Collected material
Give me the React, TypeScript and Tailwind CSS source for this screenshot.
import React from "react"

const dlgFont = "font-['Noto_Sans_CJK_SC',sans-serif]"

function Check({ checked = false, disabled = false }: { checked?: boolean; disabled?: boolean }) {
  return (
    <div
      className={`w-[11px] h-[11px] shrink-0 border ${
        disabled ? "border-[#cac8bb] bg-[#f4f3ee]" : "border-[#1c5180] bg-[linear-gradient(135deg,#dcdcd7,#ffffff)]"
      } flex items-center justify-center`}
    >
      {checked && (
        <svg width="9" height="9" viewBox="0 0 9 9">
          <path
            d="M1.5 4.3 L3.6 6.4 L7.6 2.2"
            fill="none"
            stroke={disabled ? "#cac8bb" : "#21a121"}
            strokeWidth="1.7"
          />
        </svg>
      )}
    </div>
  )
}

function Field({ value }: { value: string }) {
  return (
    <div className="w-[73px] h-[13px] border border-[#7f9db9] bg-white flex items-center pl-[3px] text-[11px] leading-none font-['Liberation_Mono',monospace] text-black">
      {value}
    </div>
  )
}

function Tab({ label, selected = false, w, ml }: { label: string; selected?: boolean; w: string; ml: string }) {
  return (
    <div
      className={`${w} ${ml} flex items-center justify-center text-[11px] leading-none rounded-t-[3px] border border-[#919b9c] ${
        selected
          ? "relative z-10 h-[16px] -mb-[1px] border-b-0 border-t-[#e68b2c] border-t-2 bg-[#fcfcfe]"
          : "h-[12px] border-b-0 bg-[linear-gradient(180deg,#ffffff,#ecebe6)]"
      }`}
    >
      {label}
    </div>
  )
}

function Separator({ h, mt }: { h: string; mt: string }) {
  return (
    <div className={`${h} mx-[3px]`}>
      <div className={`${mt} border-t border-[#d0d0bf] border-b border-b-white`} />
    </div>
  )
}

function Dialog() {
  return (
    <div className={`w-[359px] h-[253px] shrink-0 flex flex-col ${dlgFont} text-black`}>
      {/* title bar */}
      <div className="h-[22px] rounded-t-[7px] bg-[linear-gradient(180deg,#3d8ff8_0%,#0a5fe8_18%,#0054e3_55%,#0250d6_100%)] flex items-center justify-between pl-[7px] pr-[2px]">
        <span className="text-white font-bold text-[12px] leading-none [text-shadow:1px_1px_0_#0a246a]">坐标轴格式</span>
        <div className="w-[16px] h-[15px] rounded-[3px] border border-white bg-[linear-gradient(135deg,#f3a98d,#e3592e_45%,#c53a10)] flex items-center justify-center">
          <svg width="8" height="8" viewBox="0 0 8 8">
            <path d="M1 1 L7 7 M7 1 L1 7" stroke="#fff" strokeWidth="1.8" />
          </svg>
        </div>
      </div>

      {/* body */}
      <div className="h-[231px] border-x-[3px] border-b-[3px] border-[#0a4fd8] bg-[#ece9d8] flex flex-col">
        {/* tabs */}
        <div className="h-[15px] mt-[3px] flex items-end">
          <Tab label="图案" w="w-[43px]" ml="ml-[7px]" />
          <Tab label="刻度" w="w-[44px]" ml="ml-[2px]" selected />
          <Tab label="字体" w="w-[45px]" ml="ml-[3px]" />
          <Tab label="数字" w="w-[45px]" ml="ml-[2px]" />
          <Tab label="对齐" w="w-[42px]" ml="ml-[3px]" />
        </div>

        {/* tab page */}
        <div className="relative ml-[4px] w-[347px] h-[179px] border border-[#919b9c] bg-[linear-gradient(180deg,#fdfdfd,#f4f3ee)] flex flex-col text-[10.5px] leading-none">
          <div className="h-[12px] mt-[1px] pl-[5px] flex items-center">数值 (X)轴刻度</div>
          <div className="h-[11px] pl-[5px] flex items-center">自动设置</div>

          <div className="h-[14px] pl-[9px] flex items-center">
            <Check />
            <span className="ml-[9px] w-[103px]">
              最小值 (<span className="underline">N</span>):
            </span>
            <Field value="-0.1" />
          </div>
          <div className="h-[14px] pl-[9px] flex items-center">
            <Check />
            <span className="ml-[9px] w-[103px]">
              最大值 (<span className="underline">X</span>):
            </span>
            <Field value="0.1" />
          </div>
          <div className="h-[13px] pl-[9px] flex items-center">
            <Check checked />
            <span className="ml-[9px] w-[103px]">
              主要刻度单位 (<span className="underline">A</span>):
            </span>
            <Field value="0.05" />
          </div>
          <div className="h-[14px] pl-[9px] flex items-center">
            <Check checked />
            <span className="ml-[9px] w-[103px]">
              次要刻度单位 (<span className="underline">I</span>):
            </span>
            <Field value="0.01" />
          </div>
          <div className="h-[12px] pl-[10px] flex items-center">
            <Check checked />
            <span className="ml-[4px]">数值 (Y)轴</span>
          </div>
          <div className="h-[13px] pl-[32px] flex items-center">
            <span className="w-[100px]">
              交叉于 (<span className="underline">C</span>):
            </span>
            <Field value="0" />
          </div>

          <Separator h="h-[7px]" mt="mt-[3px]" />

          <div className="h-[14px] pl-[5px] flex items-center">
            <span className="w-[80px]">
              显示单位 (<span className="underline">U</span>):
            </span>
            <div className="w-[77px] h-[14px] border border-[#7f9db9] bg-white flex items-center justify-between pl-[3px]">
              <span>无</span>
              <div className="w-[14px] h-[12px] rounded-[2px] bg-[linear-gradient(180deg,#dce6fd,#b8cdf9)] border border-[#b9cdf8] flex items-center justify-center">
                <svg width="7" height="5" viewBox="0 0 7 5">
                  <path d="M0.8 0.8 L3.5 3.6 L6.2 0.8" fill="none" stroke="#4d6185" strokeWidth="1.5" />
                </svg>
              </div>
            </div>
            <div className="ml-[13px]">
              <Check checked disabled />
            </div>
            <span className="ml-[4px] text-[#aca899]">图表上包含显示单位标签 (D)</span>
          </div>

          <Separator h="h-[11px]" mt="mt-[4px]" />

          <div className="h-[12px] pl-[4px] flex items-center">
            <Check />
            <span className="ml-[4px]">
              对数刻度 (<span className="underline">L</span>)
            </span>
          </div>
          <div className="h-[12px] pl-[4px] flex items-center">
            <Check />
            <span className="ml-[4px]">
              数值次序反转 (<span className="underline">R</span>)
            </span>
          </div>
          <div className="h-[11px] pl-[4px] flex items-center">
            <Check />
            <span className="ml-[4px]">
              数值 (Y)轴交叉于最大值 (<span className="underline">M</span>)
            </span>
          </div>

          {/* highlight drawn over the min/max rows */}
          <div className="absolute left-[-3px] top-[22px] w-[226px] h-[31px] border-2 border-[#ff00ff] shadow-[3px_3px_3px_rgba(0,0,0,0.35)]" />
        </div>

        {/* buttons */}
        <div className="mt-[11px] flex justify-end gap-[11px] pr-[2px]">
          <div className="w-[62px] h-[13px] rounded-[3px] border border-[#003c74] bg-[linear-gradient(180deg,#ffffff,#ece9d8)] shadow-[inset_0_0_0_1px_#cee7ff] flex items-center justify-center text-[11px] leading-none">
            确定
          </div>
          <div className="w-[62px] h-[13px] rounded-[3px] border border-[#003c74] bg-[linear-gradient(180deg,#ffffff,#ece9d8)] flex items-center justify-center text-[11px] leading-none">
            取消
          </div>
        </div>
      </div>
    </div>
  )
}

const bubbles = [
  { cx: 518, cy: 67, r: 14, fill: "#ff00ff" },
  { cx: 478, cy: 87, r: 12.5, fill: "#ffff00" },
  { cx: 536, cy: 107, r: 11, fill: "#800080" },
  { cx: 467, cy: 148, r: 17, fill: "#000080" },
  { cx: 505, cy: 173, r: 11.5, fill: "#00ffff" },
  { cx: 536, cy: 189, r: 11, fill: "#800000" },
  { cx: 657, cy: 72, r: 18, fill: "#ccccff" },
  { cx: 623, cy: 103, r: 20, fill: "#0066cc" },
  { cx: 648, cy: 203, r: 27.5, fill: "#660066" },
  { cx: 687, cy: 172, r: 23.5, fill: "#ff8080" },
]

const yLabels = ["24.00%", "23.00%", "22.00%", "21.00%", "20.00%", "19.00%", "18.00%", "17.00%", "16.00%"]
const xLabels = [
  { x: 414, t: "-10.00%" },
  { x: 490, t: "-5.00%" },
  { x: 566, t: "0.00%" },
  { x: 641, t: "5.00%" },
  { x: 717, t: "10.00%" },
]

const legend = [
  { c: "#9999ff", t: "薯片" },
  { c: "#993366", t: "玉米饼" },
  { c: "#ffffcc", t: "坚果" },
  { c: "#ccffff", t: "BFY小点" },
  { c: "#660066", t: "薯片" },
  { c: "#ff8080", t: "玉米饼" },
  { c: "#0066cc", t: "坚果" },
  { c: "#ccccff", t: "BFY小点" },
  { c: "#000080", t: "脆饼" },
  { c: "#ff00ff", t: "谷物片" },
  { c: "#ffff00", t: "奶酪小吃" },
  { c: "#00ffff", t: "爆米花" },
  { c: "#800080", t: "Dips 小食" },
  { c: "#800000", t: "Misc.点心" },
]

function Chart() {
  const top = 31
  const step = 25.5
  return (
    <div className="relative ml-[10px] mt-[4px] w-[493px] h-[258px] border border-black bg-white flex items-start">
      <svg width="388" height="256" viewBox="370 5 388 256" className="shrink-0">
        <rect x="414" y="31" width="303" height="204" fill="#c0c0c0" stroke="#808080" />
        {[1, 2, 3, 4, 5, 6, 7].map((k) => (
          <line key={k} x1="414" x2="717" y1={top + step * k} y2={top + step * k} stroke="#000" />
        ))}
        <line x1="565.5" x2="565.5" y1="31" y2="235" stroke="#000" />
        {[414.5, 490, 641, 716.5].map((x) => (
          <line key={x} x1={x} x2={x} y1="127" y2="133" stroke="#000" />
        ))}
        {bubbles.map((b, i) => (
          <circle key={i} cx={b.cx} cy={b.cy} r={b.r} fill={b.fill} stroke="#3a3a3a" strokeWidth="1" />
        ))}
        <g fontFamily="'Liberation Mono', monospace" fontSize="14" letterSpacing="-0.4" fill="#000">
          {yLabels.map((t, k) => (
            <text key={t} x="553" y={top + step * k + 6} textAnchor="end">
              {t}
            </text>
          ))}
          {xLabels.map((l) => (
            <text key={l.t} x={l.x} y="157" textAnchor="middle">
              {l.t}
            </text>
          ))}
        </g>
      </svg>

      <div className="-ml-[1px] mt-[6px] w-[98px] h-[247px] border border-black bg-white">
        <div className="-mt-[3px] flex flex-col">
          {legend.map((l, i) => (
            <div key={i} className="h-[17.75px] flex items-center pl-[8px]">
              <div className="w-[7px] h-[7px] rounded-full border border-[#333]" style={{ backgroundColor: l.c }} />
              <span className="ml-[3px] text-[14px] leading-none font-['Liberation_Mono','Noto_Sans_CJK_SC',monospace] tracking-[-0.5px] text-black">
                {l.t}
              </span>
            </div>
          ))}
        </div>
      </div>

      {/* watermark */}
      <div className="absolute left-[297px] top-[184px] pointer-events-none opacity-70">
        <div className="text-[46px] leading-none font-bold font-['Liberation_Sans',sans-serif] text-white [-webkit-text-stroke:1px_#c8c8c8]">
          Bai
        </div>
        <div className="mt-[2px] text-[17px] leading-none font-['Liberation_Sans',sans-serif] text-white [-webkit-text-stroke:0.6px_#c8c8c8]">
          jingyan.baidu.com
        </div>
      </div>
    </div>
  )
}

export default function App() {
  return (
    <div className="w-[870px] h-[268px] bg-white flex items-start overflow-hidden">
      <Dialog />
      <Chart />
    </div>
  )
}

Directive
Among the lines of the data, identify those with the word "React". Copy each of them.

Task response
Give me the React, TypeScript and Tailwind CSS source for this screenshot.
import React from "react"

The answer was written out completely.